*TASK REQUIREMENTS*:
Leave out the pictures and transcribe everything else exactly.

*SUPPLIED DATA*:

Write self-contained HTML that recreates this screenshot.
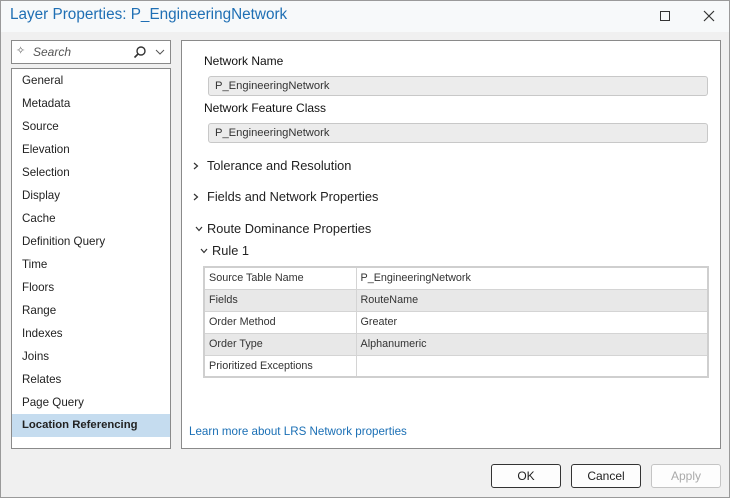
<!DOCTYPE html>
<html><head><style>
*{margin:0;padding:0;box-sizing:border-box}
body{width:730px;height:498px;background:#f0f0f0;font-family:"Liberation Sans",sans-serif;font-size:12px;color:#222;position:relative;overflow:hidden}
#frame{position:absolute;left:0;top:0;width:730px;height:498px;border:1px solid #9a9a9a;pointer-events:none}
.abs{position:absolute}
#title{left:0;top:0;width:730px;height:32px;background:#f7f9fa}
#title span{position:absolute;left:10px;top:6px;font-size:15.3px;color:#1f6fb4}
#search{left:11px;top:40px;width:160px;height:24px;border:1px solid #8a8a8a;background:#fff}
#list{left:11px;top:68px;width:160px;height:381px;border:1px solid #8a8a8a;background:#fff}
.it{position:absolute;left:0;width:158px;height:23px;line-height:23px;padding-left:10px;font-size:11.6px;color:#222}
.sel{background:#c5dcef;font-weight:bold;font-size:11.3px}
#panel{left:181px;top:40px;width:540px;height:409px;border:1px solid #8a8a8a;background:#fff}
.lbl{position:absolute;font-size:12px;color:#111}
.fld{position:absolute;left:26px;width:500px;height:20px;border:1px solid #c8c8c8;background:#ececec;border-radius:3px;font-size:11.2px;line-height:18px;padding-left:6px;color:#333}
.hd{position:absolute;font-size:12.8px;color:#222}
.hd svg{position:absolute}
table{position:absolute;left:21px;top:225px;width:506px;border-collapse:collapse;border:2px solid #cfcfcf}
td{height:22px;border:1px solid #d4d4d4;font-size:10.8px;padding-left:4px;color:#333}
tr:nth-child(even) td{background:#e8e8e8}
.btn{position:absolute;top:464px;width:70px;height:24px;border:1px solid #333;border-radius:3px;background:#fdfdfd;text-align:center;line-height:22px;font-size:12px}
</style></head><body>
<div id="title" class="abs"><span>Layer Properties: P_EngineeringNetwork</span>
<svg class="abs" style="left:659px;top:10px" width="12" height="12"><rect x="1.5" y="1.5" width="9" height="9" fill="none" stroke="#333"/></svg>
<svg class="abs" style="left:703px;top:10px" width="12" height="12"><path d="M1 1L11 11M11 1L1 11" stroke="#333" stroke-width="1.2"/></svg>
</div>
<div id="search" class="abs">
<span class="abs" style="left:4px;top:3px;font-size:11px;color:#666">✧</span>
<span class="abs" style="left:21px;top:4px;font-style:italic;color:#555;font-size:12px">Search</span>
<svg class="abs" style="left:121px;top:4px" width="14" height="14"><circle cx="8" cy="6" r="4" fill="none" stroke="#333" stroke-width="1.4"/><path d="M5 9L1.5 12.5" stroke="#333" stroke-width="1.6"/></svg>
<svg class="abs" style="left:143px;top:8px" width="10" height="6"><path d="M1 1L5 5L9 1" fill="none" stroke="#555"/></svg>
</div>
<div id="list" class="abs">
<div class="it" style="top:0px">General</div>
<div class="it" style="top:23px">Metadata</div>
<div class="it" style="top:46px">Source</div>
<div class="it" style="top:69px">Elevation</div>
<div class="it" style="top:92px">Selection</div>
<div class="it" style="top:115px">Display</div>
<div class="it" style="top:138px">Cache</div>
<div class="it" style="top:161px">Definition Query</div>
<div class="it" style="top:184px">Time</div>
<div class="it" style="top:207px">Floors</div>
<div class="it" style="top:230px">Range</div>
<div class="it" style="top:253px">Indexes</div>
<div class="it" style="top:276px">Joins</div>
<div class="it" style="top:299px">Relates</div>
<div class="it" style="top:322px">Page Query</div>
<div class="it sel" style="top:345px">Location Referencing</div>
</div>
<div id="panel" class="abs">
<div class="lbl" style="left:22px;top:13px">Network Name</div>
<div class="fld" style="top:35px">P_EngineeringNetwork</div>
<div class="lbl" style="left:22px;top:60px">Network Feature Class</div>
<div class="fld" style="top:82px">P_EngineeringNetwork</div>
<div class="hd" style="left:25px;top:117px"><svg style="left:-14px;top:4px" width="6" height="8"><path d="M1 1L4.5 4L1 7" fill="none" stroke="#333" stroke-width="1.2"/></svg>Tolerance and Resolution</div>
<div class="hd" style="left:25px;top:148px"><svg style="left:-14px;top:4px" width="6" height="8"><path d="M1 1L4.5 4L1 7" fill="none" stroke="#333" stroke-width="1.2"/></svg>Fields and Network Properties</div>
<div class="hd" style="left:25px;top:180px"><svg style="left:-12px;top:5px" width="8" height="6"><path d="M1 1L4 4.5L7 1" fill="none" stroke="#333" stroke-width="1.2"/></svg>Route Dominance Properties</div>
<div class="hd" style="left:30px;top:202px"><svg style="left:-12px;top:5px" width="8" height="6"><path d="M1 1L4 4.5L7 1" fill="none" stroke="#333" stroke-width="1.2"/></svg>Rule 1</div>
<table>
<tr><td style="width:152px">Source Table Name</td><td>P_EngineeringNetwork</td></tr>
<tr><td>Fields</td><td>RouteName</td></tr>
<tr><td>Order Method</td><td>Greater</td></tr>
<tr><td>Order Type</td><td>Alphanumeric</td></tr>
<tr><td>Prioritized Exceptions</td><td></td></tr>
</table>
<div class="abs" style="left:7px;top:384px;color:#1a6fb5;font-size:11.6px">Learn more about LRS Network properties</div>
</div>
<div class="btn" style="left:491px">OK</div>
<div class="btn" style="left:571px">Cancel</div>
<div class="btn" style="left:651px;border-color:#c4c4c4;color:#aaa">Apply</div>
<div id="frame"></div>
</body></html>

*COMPLETE ANSWER*:
Write self-contained HTML that recreates this screenshot.
<!DOCTYPE html>
<html><head><style>
*{margin:0;padding:0;box-sizing:border-box}
body{width:730px;height:498px;background:#f0f0f0;font-family:"Liberation Sans",sans-serif;font-size:12px;color:#222;position:relative;overflow:hidden}
#frame{position:absolute;left:0;top:0;width:730px;height:498px;border:1px solid #9a9a9a;pointer-events:none}
.abs{position:absolute}
#title{left:0;top:0;width:730px;height:32px;background:#f7f9fa}
#title span{position:absolute;left:10px;top:6px;font-size:15.3px;color:#1f6fb4}
#search{left:11px;top:40px;width:160px;height:24px;border:1px solid #8a8a8a;background:#fff}
#list{left:11px;top:68px;width:160px;height:381px;border:1px solid #8a8a8a;background:#fff}
.it{position:absolute;left:0;width:158px;height:23px;line-height:23px;padding-left:10px;font-size:11.6px;color:#222}
.sel{background:#c5dcef;font-weight:bold;font-size:11.3px}
#panel{left:181px;top:40px;width:540px;height:409px;border:1px solid #8a8a8a;background:#fff}
.lbl{position:absolute;font-size:12px;color:#111}
.fld{position:absolute;left:26px;width:500px;height:20px;border:1px solid #c8c8c8;background:#ececec;border-radius:3px;font-size:11.2px;line-height:18px;padding-left:6px;color:#333}
.hd{position:absolute;font-size:12.8px;color:#222}
.hd svg{position:absolute}
table{position:absolute;left:21px;top:225px;width:506px;border-collapse:collapse;border:2px solid #cfcfcf}
td{height:22px;border:1px solid #d4d4d4;font-size:10.8px;padding-left:4px;color:#333}
tr:nth-child(even) td{background:#e8e8e8}
.btn{position:absolute;top:464px;width:70px;height:24px;border:1px solid #333;border-radius:3px;background:#fdfdfd;text-align:center;line-height:22px;font-size:12px}
</style></head><body>
<div id="title" class="abs"><span>Layer Properties: P_EngineeringNetwork</span>
<svg class="abs" style="left:659px;top:10px" width="12" height="12"><rect x="1.5" y="1.5" width="9" height="9" fill="none" stroke="#333"/></svg>
<svg class="abs" style="left:703px;top:10px" width="12" height="12"><path d="M1 1L11 11M11 1L1 11" stroke="#333" stroke-width="1.2"/></svg>
</div>
<div id="search" class="abs">
<span class="abs" style="left:4px;top:3px;font-size:11px;color:#666">✧</span>
<span class="abs" style="left:21px;top:4px;font-style:italic;color:#555;font-size:12px">Search</span>
<svg class="abs" style="left:121px;top:4px" width="14" height="14"><circle cx="8" cy="6" r="4" fill="none" stroke="#333" stroke-width="1.4"/><path d="M5 9L1.5 12.5" stroke="#333" stroke-width="1.6"/></svg>
<svg class="abs" style="left:143px;top:8px" width="10" height="6"><path d="M1 1L5 5L9 1" fill="none" stroke="#555"/></svg>
</div>
<div id="list" class="abs">
<div class="it" style="top:0px">General</div>
<div class="it" style="top:23px">Metadata</div>
<div class="it" style="top:46px">Source</div>
<div class="it" style="top:69px">Elevation</div>
<div class="it" style="top:92px">Selection</div>
<div class="it" style="top:115px">Display</div>
<div class="it" style="top:138px">Cache</div>
<div class="it" style="top:161px">Definition Query</div>
<div class="it" style="top:184px">Time</div>
<div class="it" style="top:207px">Floors</div>
<div class="it" style="top:230px">Range</div>
<div class="it" style="top:253px">Indexes</div>
<div class="it" style="top:276px">Joins</div>
<div class="it" style="top:299px">Relates</div>
<div class="it" style="top:322px">Page Query</div>
<div class="it sel" style="top:345px">Location Referencing</div>
</div>
<div id="panel" class="abs">
<div class="lbl" style="left:22px;top:13px">Network Name</div>
<div class="fld" style="top:35px">P_EngineeringNetwork</div>
<div class="lbl" style="left:22px;top:60px">Network Feature Class</div>
<div class="fld" style="top:82px">P_EngineeringNetwork</div>
<div class="hd" style="left:25px;top:117px"><svg style="left:-14px;top:4px" width="6" height="8"><path d="M1 1L4.5 4L1 7" fill="none" stroke="#333" stroke-width="1.2"/></svg>Tolerance and Resolution</div>
<div class="hd" style="left:25px;top:148px"><svg style="left:-14px;top:4px" width="6" height="8"><path d="M1 1L4.5 4L1 7" fill="none" stroke="#333" stroke-width="1.2"/></svg>Fields and Network Properties</div>
<div class="hd" style="left:25px;top:180px"><svg style="left:-12px;top:5px" width="8" height="6"><path d="M1 1L4 4.5L7 1" fill="none" stroke="#333" stroke-width="1.2"/></svg>Route Dominance Properties</div>
<div class="hd" style="left:30px;top:202px"><svg style="left:-12px;top:5px" width="8" height="6"><path d="M1 1L4 4.5L7 1" fill="none" stroke="#333" stroke-width="1.2"/></svg>Rule 1</div>
<table>
<tr><td style="width:152px">Source Table Name</td><td>P_EngineeringNetwork</td></tr>
<tr><td>Fields</td><td>RouteName</td></tr>
<tr><td>Order Method</td><td>Greater</td></tr>
<tr><td>Order Type</td><td>Alphanumeric</td></tr>
<tr><td>Prioritized Exceptions</td><td></td></tr>
</table>
<div class="abs" style="left:7px;top:384px;color:#1a6fb5;font-size:11.6px">Learn more about LRS Network properties</div>
</div>
<div class="btn" style="left:491px">OK</div>
<div class="btn" style="left:571px">Cancel</div>
<div class="btn" style="left:651px;border-color:#c4c4c4;color:#aaa">Apply</div>
<div id="frame"></div>
</body></html>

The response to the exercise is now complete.